I won’t suck up any more of your procrastination time with ultra-specific details, but suffice it to say that it was the most moved, disturbed, effected, provoked, disgusted, and titillated I’ve been with any theatrical (or general media) experience in a long, long time.

The atmosphere constructed between two rooms by three performers, a stack of CDs, several paintings depicting any variety of dismemberment, torture, murder or rape and all possible combinations thereof, and a few simple household objects…it was overwhelming. Brilliant.

To all those people who stood around saying that kind of performance was done and done better in the seventies, I say nothing…but I wish I could fart on command.

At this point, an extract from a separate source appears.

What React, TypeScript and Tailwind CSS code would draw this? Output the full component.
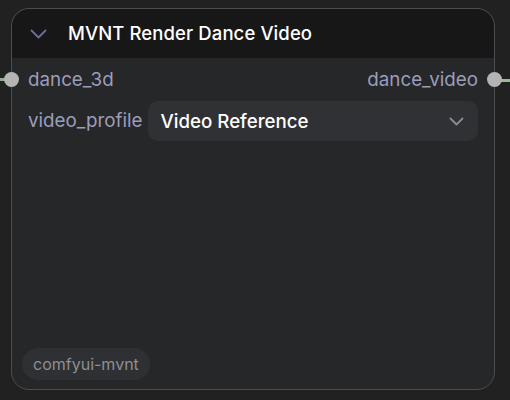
import React from "react";

export default function App() {
  return (
    <div
      className="w-[510px] h-[400px] bg-[#212122] pt-[8px] pl-[11px] overflow-hidden relative"
      style={{ fontFamily: "Inter, 'Noto Sans', sans-serif" }}
    >
      {/* connection stubs */}
      <div className="absolute left-0 top-[78px] w-[6px] h-[3px] bg-[#8fae8f]" />
      <div className="absolute left-[500px] top-[79px] w-[10px] h-[3px] bg-[#9ab89a]" />
      <div className="relative w-[484px] h-[382px] rounded-[18px] border border-[#4c4c52] bg-[#262729] flex flex-col">
        <div className="h-[49px] rounded-t-[18px] bg-[#171718] flex items-center pl-[18px] gap-[21px]">
          <svg width="17" height="10" viewBox="0 0 17 10" fill="none" stroke="#6e6e94" strokeWidth="1.8" strokeLinecap="round" strokeLinejoin="round">
            <path d="M1.5 1.5l7 7 7-7" />
          </svg>
          <span className="text-[18.5px] text-white font-medium tracking-[0.1px]">MVNT Render Dance Video</span>
        </div>
        <div className="flex flex-col px-[16px] pt-[11px] flex-1">
          <div className="flex items-center justify-between h-[22px] text-[18.8px] text-[#9d9dbb]">
            <span>dance_3d</span>
            <span>dance_video</span>
          </div>
          <div className="flex items-center mt-[10px] gap-[5px]">
            <span className="text-[18.8px] text-[#9d9dbb]">video_profile</span>
            <div className="flex-1 h-[40px] rounded-[10px] bg-[#303135] flex items-center justify-between pl-[13px] pr-[14px]">
              <span className="text-[18.7px] text-white font-medium leading-[40px] pt-[1px]">Video Reference</span>
              <svg width="15" height="9" viewBox="0 0 15 9" fill="none" stroke="#8c8c8c" strokeWidth="1.8" strokeLinecap="round" strokeLinejoin="round">
                <path d="M1.5 1.5l6 6 6-6" />
              </svg>
            </div>
          </div>
          <div className="flex-1" />
          <div className="mb-[9px] -ml-[6px]">
            <span className="inline-flex items-center h-[32px] px-[11px] rounded-full bg-[#2f3033] text-[16px] text-[#8e8e90]">
              comfyui-mvnt
            </span>
          </div>
        </div>
        <div className="absolute left-[-8px] top-[63px] w-[15px] h-[15px] rounded-full bg-[#b4b4b4]" />
        <div className="absolute left-[475px] top-[63px] w-[15px] h-[15px] rounded-full bg-[#b4b4b4]" />
      </div>
    </div>
  );
}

In your faces.

Affectionately, of course.

You know, if you were to give me the choice of watching a man dressed as blond Hitler pull his pants down to his ankles, kneel down on the ground, shove a paintbrush up his ass, and then crawl around in circles, thereby painting a white ring around himself—or watching this tragically fashionable case who’s been sitting across from me at the coffee shop for the last hour…looking more tragically misunderstood by the moment—you’d better believe I’d take the paint brush.

Who knows, though, maybe I could have the best of both worlds. Maybe I can convince this guy to kneel down and spread’em. It would be so post.